先週末、転居と引渡が完了した。都内隣接区で1Fから5Fへの移動。風の流れ方が違うんだなと単純に感じている。
引越しの荷造りで強制的な棚卸とBS圧縮が発生したため、まだ心ここにあらず感が強い。
箱詰めせずに転居前後の細切れ時間と落ち着かない精神状態を鎮めてくれた文庫本が数冊。
アラン『定義集』、岡倉天心『茶の本』『日本の覚醒』、『伊東静雄詩集』。
電子テキストではウィキソースの達磨『二入四行論』二入四行論 - Wikisourceの訓読文を繰り返し読んでいた。「壁観」「寂然無為」を思いつつ、契約と法にそった転居のための手続きをひとつひとつ順番にこなしていった。順序のある手続きの期限を待っている時間に余計なことを考えがちだったので、壁面九年の達磨の伝説や何種類かの慧可断臂図を思い起こしながら、東洋的な行為というのは基本何もしないということでよいと自分に言い聞かせて気持ちを落ち着かせていた。

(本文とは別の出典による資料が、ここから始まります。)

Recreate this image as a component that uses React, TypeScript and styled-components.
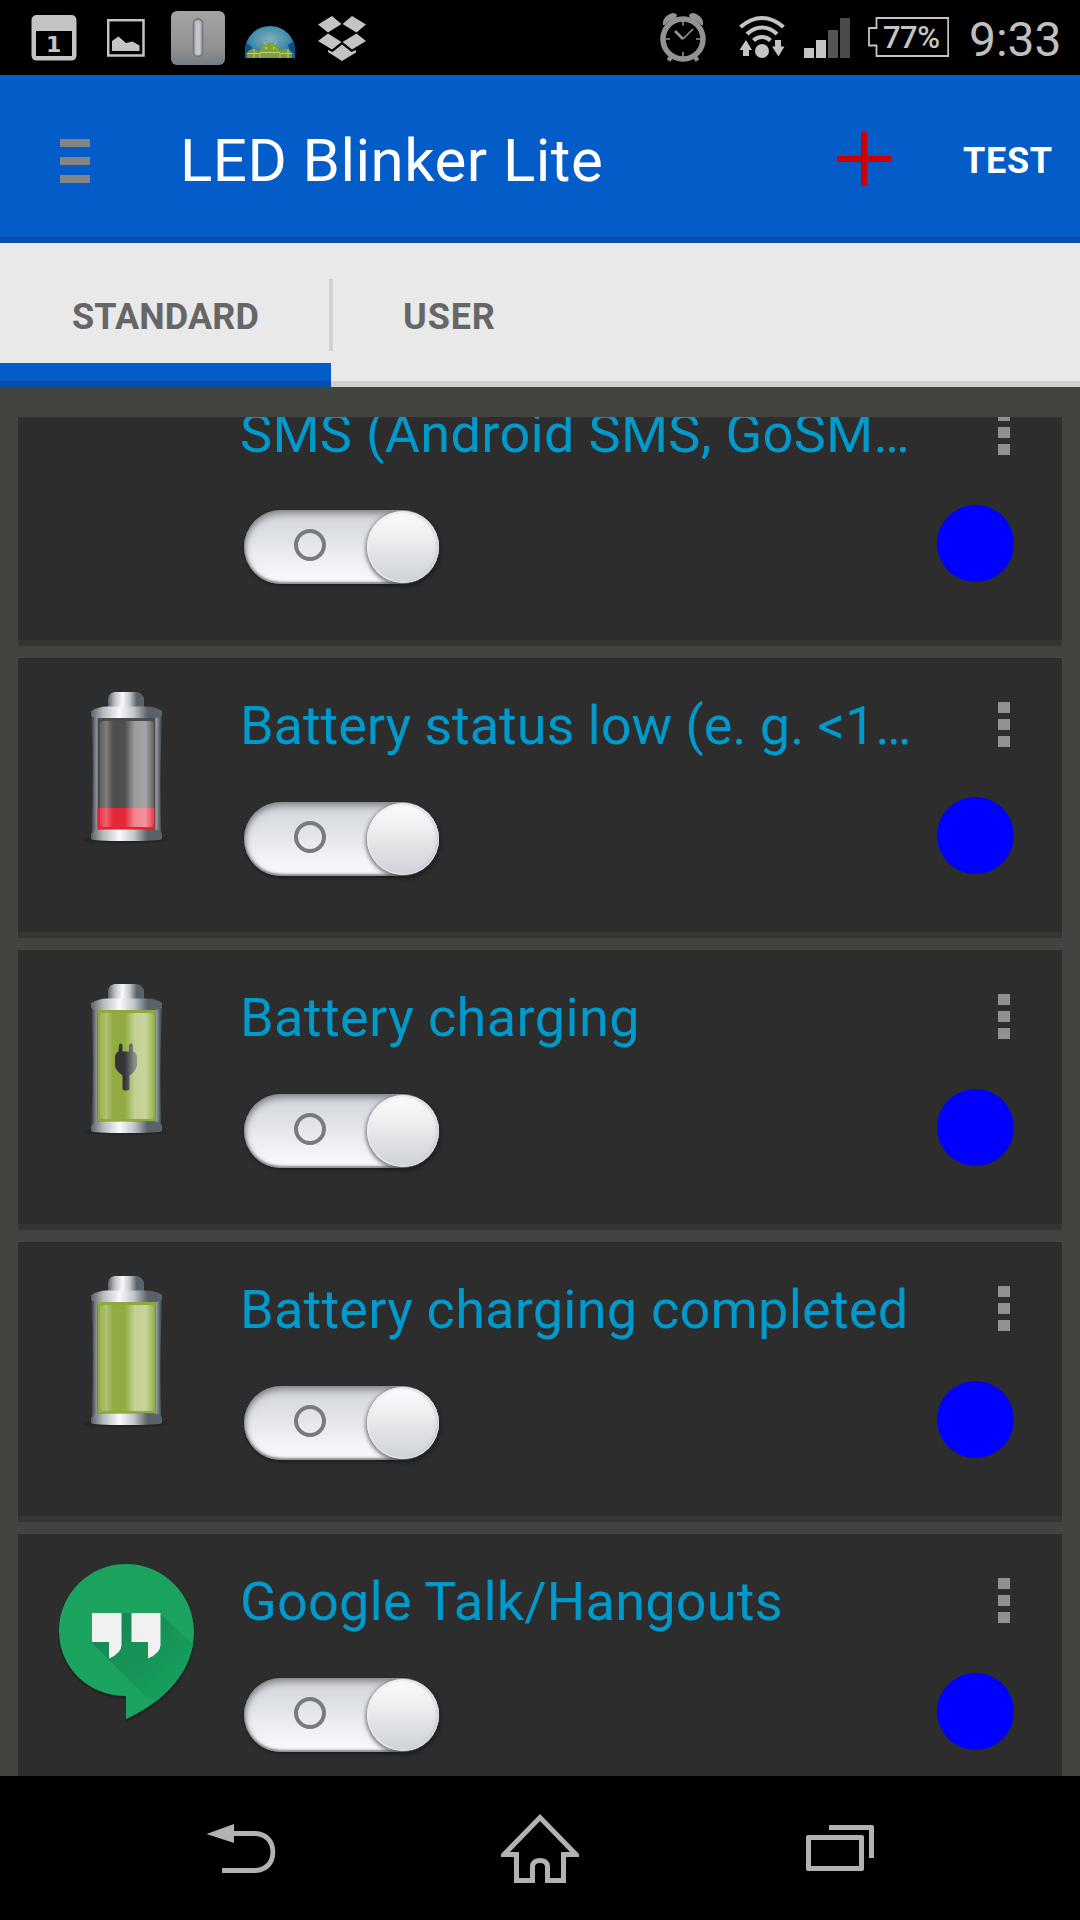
import React from "react";
import styled, { createGlobalStyle } from "styled-components";

const GlobalStyle = createGlobalStyle`
  *, *::before, *::after { box-sizing: border-box; }
  html, body { margin: 0; padding: 0; background: #000; }
  body { font-family: Roboto, "Noto Sans", sans-serif; }
  svg { display: block; flex: none; }
`;

const Screen = styled.div`
  width: 1080px;
  height: 1920px;
  display: flex;
  flex-direction: column;
  overflow: hidden;
  background: #000;
`;

/* ---------- status bar ---------- */

const StatusBar = styled.header`
  height: 75px;
  flex: none;
  display: flex;
  justify-content: space-between;
  padding: 0 20px 0 31px;
  background: #000;
`;

const StatusGroup = styled.div`
  display: flex;
  align-items: flex-start;
`;

const Glyph = styled.svg<{ $left?: number; $top: number }>`
  margin-left: ${(p) => p.$left ?? 0}px;
  margin-top: ${(p) => p.$top}px;
`;

const BatteryLevel = styled.div`
  display: grid;
  width: 81px;
  height: 40px;
  margin: 17px 0 0 18px;
  > * { grid-area: 1 / 1; }
`;

const BatteryText = styled.span`
  padding-left: 15px;
  font-size: 31px;
  line-height: 42px;
  font-weight: 500;
  color: #c4c4c4;
  letter-spacing: -0.5px;
  white-space: nowrap;
`;

const Clock = styled.span`
  margin: 12px 0 0 20px;
  width: 91px;
  font-size: 48px;
  line-height: 56px;
  color: #bfbfbf;
  white-space: nowrap;
`;

/* ---------- action bar ---------- */

const ActionBar = styled.div`
  height: 168px;
  flex: none;
  display: flex;
  align-items: flex-start;
  background: #045cc8;
  border-bottom: 6px solid #0350ab;
`;

const MenuButton = styled.div`
  display: flex;
  flex-direction: column;
  gap: 9.5px;
  width: 30px;
  margin: 63.5px 0 0 60px;
`;

const MenuLine = styled.span`
  height: 8.5px;
  background: #848484;
`;

const Title = styled.h1`
  margin: 51px 0 0 90px;
  flex: 1;
  font-size: 60px;
  line-height: 70px;
  font-weight: 400;
  color: #fff;
  letter-spacing: 0.48px;
  white-space: nowrap;
`;

const AddButton = styled.div`
  margin-top: 57px;
  width: 54px;
  height: 54px;
  background:
    linear-gradient(#cc0000, #cc0000) center / 54px 6px no-repeat,
    linear-gradient(#cc0000, #cc0000) center / 6px 54px no-repeat;
`;

const TestButton = styled.span`
  margin: 65px 0 0 72px;
  width: 117px;
  font-size: 36px;
  line-height: 42px;
  font-weight: 700;
  letter-spacing: 0.7px;
  color: #fff;
`;

/* ---------- tabs ---------- */

const Tabs = styled.nav`
  height: 144px;
  flex: none;
  display: flex;
  background: linear-gradient(#e9e9e9 138px, #d0d0d0 138px);
`;

const Tab = styled.div<{ $active?: boolean; $width: number; $spacing: number }>`
  width: ${(p) => p.$width}px;
  padding: 53px 0 0 72px;
  font-size: 36px;
  line-height: 42px;
  font-weight: 700;
  color: #666;
  letter-spacing: ${(p) => p.$spacing}px;
  white-space: nowrap;
  background: ${(p) =>
    p.$active
      ? "linear-gradient(transparent 120px, #045cc8 120px 138px, #0350ab 138px)"
      : "none"};
`;

const TabDivider = styled.span`
  width: 4px;
  height: 72px;
  margin: 36px -2px 0;
  background: #d2d2d2;
`;

/* ---------- list ---------- */

const Viewport = styled.main`
  height: 1389px;
  flex: none;
  padding: 30px 18px 0;
  background: #434340;
`;

const List = styled.div`
  height: 1359px;
  display: flex;
  flex-direction: column;
  justify-content: flex-start;
  gap: 12px;
  overflow: hidden;
`;

const Card = styled.section<{ $scrolled?: boolean }>`
  height: 280px;
  flex: none;
  display: flex;
  align-items: flex-start;
  margin-top: ${(p) => (p.$scrolled ? -51 : 0)}px;
  background: #2d2d2d;
  border-bottom: 6px solid #353535;
`;

const IconCell = styled.div`
  width: 222px;
  flex: none;
  padding: 28px 0 0 36px;
`;

const Body = styled.div`
  width: 678px;
  flex: none;
  padding-top: 36px;
`;

const Label = styled.h2<{ $spacing: number }>`
  margin: 0;
  height: 64px;
  font-size: 54px;
  line-height: 64px;
  font-weight: 400;
  color: #0099cc;
  letter-spacing: ${(p) => p.$spacing}px;
  white-space: nowrap;
`;

const Side = styled.div`
  display: flex;
  flex-direction: column;
  align-items: flex-end;
  width: 96px;
  padding-top: 43.5px;
`;

const Overflow = styled.div`
  display: flex;
  flex-direction: column;
  gap: 5.5px;
  margin-right: 4.5px;
`;

const Dot = styled.span`
  width: 12px;
  height: 11.5px;
  background: #919191;
`;

const ColorDot = styled.div`
  width: 77px;
  height: 77px;
  margin: 49.5px 0.5px 0 0;
  border-radius: 50%;
  background: #0000ff;
`;

const Switch = styled.div`
  display: flex;
  align-items: center;
  justify-content: space-between;
  width: 195px;
  height: 74px;
  margin: 44px 0 0 4px;
  padding-left: 50px;
  border-radius: 37px;
  background: linear-gradient(#d2d5da 0%, #dadde1 25%, #e8eaed 55%, #f6f7fa 90%);
  box-shadow: inset 0 4px 7px rgba(70, 70, 78, 0.5), inset 0 -2px 2px rgba(80, 80, 80, 0.55),
    inset 2px 0 4px rgba(90, 90, 96, 0.3), 0 2px 3px rgba(0, 0, 0, 0.35);
`;

const OffMark = styled.span`
  width: 32px;
  height: 32px;
  margin-bottom: 4px;
  border: 4.5px solid #777b7e;
  border-radius: 50%;
`;

const Knob = styled.span`
  width: 72px;
  height: 72px;
  border-radius: 50%;
  background: linear-gradient(#f9f9fb 5%, #eceef0 38%, #dfe1e4 62%, #d1d5da 95%);
  box-shadow: inset 0 0 2px 1px rgba(250, 252, 255, 0.85), inset -1px 0 2px 1px rgba(120, 145, 155, 0.5),
    -1px 1px 4px rgba(60, 60, 70, 0.65), 1px 4px 5px rgba(0, 0, 0, 0.25);
  clip-path: inset(0 -8px -10px -10px);
`;

/* ---------- navigation bar ---------- */

const NavBar = styled.footer`
  height: 144px;
  flex: none;
  display: flex;
  align-items: center;
  justify-content: space-between;
  padding: 0 200px;
  background: #000;
`;

/* ---------- drawings ---------- */

type BatteryKind = "low" | "charging" | "full";

function BatteryIcon({ kind }: { kind: BatteryKind }) {
  const id = `bat-${kind}`;
  const low = kind === "low";
  return (
    <svg width="140" height="160" viewBox="54 686 140 160">
      <defs>
        <linearGradient id={`${id}-metal`}>
          <stop offset="0" stopColor="#59636a" />
          <stop offset=".18" stopColor="#b9bcbf" />
          <stop offset=".4" stopColor="#fafafc" />
          <stop offset=".6" stopColor="#c3c7ca" />
          <stop offset=".8" stopColor="#596167" />
          <stop offset="1" stopColor="#59646b" />
        </linearGradient>
        <linearGradient id={`${id}-shine`}>
          <stop offset="0" stopColor="#fff" stopOpacity=".12" />
          <stop offset=".12" stopColor="#fff" stopOpacity=".28" />
          <stop offset=".24" stopColor="#fff" stopOpacity=".02" />
          <stop offset=".46" stopColor="#fff" stopOpacity=".02" />
          <stop offset=".64" stopColor="#fff" stopOpacity=".45" />
          <stop offset=".84" stopColor="#fff" stopOpacity=".5" />
          <stop offset="1" stopColor="#fff" stopOpacity=".12" />
        </linearGradient>
        <linearGradient id={`${id}-side`}>
          <stop offset="0" stopColor="#363c40" />
          <stop offset=".07" stopColor="#899196" />
          <stop offset=".11" stopColor="#50575b" />
          <stop offset=".87" stopColor="#50575b" />
          <stop offset=".92" stopColor="#929ba1" />
          <stop offset="1" stopColor="#373e42" />
        </linearGradient>
      </defs>
      <ellipse cx="126" cy="839.5" rx="43" ry="4" fill="#262626" />
      <path d="M91.500 713H162V720Q159.500 770 161 830V839H91.500V830Q94 770 91.500 718Z" fill={`url(#${id}-side)`} />
      <path d="M108 698Q110 692 115 692H136Q141 692 144 698V708H108Z" fill={`url(#${id}-metal)`} />
      <path d="M91 711Q99 706.500 107 706.500H147Q156 706.500 162 711V716Q156 718.500 150 718.500H102Q95 718.500 91 716Z" fill={`url(#${id}-metal)`} />
      <rect x="98" y="718" width="57" height="111.500" fill={low ? "#4b4b4b" : "#8faa3c"} />
      {low && <rect x="97.500" y="808" width="57" height="21" fill="#e52335" />}
      {kind === "charging" && (
        <path
          d="M119 753.500q0-2 1.500-2t2 2v6h6.500v-6q0-2 2-2t2 2v6q4 1 4 7v7q-1 6-7.500 10v13q0 2-3.500 2t-3.500-2v-13q-7-5-7.500-10v-7q0-6 3.500-7z"
          fill="#303032"
        />
      )}
      <rect x="100" y="721" width="54" height="106" rx="4" fill={`url(#${id}-shine)`} />
      <path d="M91 834Q94 830 99 829.500H155Q161 830 162 834V839Q159 841 126 841T91 839Z" fill={`url(#${id}-metal)`} />
    </svg>
  );
}

function HangoutsIcon() {
  return (
    <svg width="145" height="165" viewBox="54 1562 145 165">
      <defs>
        <clipPath id="bubble">
          <path d="M126 1564C163 1564 194 1594 194 1632C194 1671 164 1702 126 1719V1696C89 1696 59 1668 59 1631C59 1594 89 1564 126 1564Z" />
        </clipPath>
        <linearGradient id="longShadow" x1="0" y1="0" x2="1" y2="1">
          <stop offset="0" stopColor="#188252" />
          <stop offset=".75" stopColor="#15a05c" />
        </linearGradient>
      </defs>
      <path d="M126 1567C164 1567 195 1595 195 1634C195 1675 166 1704 126 1722V1699C88 1699 58 1670 58 1633Z" fill="#242424" />
      <g clipPath="url(#bubble)">
        <rect x="54" y="1562" width="145" height="165" fill="#1ba35f" />
        <path d="M91 1642L146 1697L200 1715V1652L160 1613L121 1613Z" fill="url(#longShadow)" />
      </g>
      <path
        d="M92 1613h29.500v32q0 8-12.500 13.500v-16.500h-17zM131.500 1613h29v32q0 8-12.500 13.500v-16.500h-16.500z"
        fill="#f1f1f1"
      />
    </svg>
  );
}

function NotificationIcons() {
  return (
    <StatusGroup>
      <Glyph $top={15} width="46" height="46" viewBox="31 15 46 46">
        <path
          fillRule="evenodd"
          d="M37 15h34q5.500 0 5.500 5.500v34.500q0 5.500-5.500 5.500h-34q-5.500 0-5.500-5.500v-34.500q0-5.500 5.500-5.500zM36 31v25h36v-25z"
          fill="#c4c4c4"
        />
        <text x="46" y="52" fontFamily="DejaVu Sans" fontWeight="700" fontSize="22" fill="#c4c4c4">1</text>
      </Glyph>
      <Glyph $top={19} $left={30} width="38" height="38" viewBox="107 19 38 38">
        <rect x="108.200" y="20.200" width="35.300" height="35.300" fill="none" stroke="#c4c4c4" strokeWidth="2.500" />
        <path d="M112 41l6.500-4.500 7.500 6.500 6.500-1.500 7 4v5.500h-27.500z" fill="#c4c4c4" />
      </Glyph>
      <Glyph $top={11} $left={26} width="54" height="54" viewBox="171 11 54 54">
        <defs>
          <linearGradient id="plate" x2="0" y2="1">
            <stop offset="0" stopColor="#a3a3a3" />
            <stop offset=".65" stopColor="#929394" />
            <stop offset="1" stopColor="#777d83" />
          </linearGradient>
        </defs>
        <rect x="171" y="11" width="54" height="54" rx="6" fill="url(#plate)" />
        <rect x="193.500" y="19" width="9" height="37.500" rx="4.500" fill="#b3b5b9" stroke="#747a81" strokeWidth="1.800" />
        <rect x="196" y="22" width="4" height="33" rx="2" fill="#c4c6cb" />
      </Glyph>
      <Glyph $top={26} $left={20} width="50" height="32" viewBox="245 26 50 32">
        <defs>
          <radialGradient id="globe" cx=".5" cy=".4" r=".6">
            <stop offset="0" stopColor="#84abbb" />
            <stop offset=".55" stopColor="#4a92ae" />
            <stop offset="1" stopColor="#14699d" />
          </radialGradient>
        </defs>
        <path d="M245 58V51C245 37 256 26 270 26S295 37 295 51V58Z" fill="url(#globe)" />
        <path d="M246 43l6 4-2 7-5-3zM288 45l6-4 1 12-5-2z" fill="#0b508d" />
        <path d="M247 58v-4q1-5 7-5l6 2v7zM280 58v-8q9-4 12 4v4z" fill="#7d9838" />
        <path d="M247 53.500h12M254 49v9M281 53.500h11M288 49v9" stroke="#bdcc83" strokeWidth="1" />
        <path d="M260 52q1-9 10-9t10 9v6h-20z" fill="#83a035" />
        <path d="M260 52.500h20M260 52.500v5.500M280 52.500v5.500M264 42l2 3M276 42l-2 3" stroke="#b9c983" strokeWidth="1" />
        <path d="M265.500 48h1.500M273 48h1.500" stroke="#dbe4b8" strokeWidth="1.500" />
      </Glyph>
      <Glyph $top={15} $left={22} width="49" height="46" viewBox="317 15 49 46">
        <path
          d="M332 16l9.500 8-13.500 8.500-10-8zM352 16l14 8.500-9.500 8-14-8.500zM328 33.500l13.500 8.500-9.500 7.500-14-8.500zM356.500 33.500l9.500 7.500-14 8.500-9.500-7.500zM342 44.500l9.500 7.500 4.500-2v2.500l-14 8.500-14-9v-2l4.500 2z"
          fill="#c4c4c4"
        />
      </Glyph>
    </StatusGroup>
  );
}

function SystemIcons() {
  return (
    <StatusGroup>
      <Glyph $top={13} width="46" height="49" viewBox="660 13 46 49">
        <circle cx="683" cy="39" r="20" fill="none" stroke="#929292" strokeWidth="5.500" />
        <path d="M663 25q-1-6 5-10t9 0l-1 3q-7 2-11 7zM703 25q1-6-5-10t-9 0l1 3q7 2 11 7z" fill="#929292" />
        <path d="M671 57l-2.500 3.500M695 57l2.500 3.500" stroke="#929292" strokeWidth="4.500" />
        <path d="M675 31l8 8" stroke="#929292" strokeWidth="2.800" />
        <path d="M683 39l10-10M683 21v4.500M683 52v5M666 39h4M696 39h5" stroke="#929292" strokeWidth="1.600" />
      </Glyph>
      <Glyph $top={15} $left={33} width="47" height="44" viewBox="739 15 47 44">
        <g fill="none" stroke="#c4c4c4" strokeWidth="4.200">
          <path d="M740.500 27Q751 18 762 18T783.500 27" />
          <path d="M747 34Q754 27.500 762 27.500T777 34" />
          <path d="M753.500 40.500Q757 37 762 37T770.500 40.500" />
        </g>
        <circle cx="762" cy="51" r="7" fill="#c4c4c4" />
        <path d="M746 40l6 10h-3v6h-6v-6h-3.500zM775 40h6v6.500h3.500l-6 10-6.500-10h3z" fill="#c4c4c4" />
      </Glyph>
      <Glyph $top={18} $left={18} width="46" height="40" viewBox="804 18 46 40">
        <path d="M804 48h10v10h-10zM816 40h10v18h-10z" fill="#c4c4c4" />
        <path d="M828 30h10v28h-10z" fill="#545454" />
        <path d="M840 18h10v40h-10z" fill="#4a4a4a" />
      </Glyph>
      <BatteryLevel>
        <svg width="81" height="40" viewBox="868 17 81 40">
          <path d="M876.500 18H948.200V56H876.500V45.500H869V28H876.500Z" fill="none" stroke="#c4c4c4" strokeWidth="1.800" />
        </svg>
        <BatteryText>77%</BatteryText>
      </BatteryLevel>
      <Clock>9:33</Clock>
    </StatusGroup>
  );
}

type Item = { label: string; spacing: number; icon: React.ReactNode };

const items: Item[] = [
  { label: "SMS (Android SMS, GoSM…", spacing: 0.33, icon: null },
  { label: "Battery status low (e. g. <1…", spacing: -0.05, icon: <BatteryIcon kind="low" /> },
  { label: "Battery charging", spacing: 0.4, icon: <BatteryIcon kind="charging" /> },
  { label: "Battery charging completed", spacing: 0.24, icon: <BatteryIcon kind="full" /> },
  { label: "Google Talk/Hangouts", spacing: 0.22, icon: <HangoutsIcon /> },
];

export default function App() {
  return (
    <Screen>
      <GlobalStyle />
      <StatusBar>
        <NotificationIcons />
        <SystemIcons />
      </StatusBar>
      <ActionBar>
        <MenuButton>
          <MenuLine />
          <MenuLine />
          <MenuLine />
        </MenuButton>
        <Title>LED Blinker Lite</Title>
        <AddButton />
        <TestButton>TEST</TestButton>
      </ActionBar>
      <Tabs>
        <Tab $active $width={331} $spacing={0.15}>STANDARD</Tab>
        <TabDivider />
        <Tab $width={260} $spacing={0.9}>USER</Tab>
      </Tabs>
      <Viewport>
        <List>
          {items.map((item, i) => (
            <Card key={item.label} $scrolled={i === 0}>
              <IconCell>{item.icon}</IconCell>
              <Body>
                <Label $spacing={item.spacing}>{item.label}</Label>
                <Switch>
                  <OffMark />
                  <Knob />
                </Switch>
              </Body>
              <Side>
                <Overflow>
                  <Dot />
                  <Dot />
                  <Dot />
                </Overflow>
                <ColorDot />
              </Side>
            </Card>
          ))}
        </List>
      </Viewport>
      <NavBar>
        <svg width="82" height="80" viewBox="200 1808 82 80">
          <path d="M206.500 1834L234 1824V1843Z" fill="#b2b2b2" />
          <path
            fillRule="evenodd"
            d="M233 1831H254C267 1831 275.300 1839 275.300 1852S267 1873 254 1873H222V1868H254C264 1868 270.500 1862 270.500 1852S264 1836 254 1836H233Z"
            fill="#b2b2b2"
          />
        </svg>
        <svg width="80" height="80" viewBox="501 1808 80 80">
          <path
            fillRule="evenodd"
            d="M540 1814L579 1854V1857H566V1883H545V1867Q545 1863 540 1863T535 1867V1883H514V1857H501V1854ZM540 1821L510 1852H519V1878H530V1866Q531 1858 540 1858T550 1866V1878H561V1852H570Z"
            fill="#b2b2b2"
          />
        </svg>
        <svg width="80" height="80" viewBox="800 1808 80 80">
          <path
            fillRule="evenodd"
            d="M808 1835H862Q864 1835 864 1837V1869Q864 1871 862 1871H808Q806 1871 806 1869V1837Q806 1835 808 1835ZM811 1840V1866H859V1840Z"
            fill="#b2b2b2"
          />
          <path d="M829 1825H872Q874 1825 874 1827V1858H869V1830H829Z" fill="#b2b2b2" />
        </svg>
      </NavBar>
    </Screen>
  );
}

西洋側からはアランのエスプリの利いた語の定義で思想の恩恵を受けた。
精神は、そのもっとも一般的意味において、すべてのことを冷やかすものである。
「ESPRIT 精神」P77
人間が理性を欠く行動をするのは、理性を使用することによってである。二人の人間のあいだで、それぞれが相手に、相手が誤っていると証明しようとする。それは相手を激高させる。それがはね返ってきて自分自身が激高する。
「ANIMALITÉ 動物性」P29
人生の半分以上がすでに確実に過ぎて、これから下り坂をすすんでいくことになると意識しはじめて、はじめての転居。区切りの転居でどうなることやら。まずは本の荷解きをして、新たな地で一冊の本を読み通してみることからはじめてみる。
住み替えて風吹きぬける五月尽
「五月尽」はフィクションだが、もう個人的には五月は尽きた感じだ。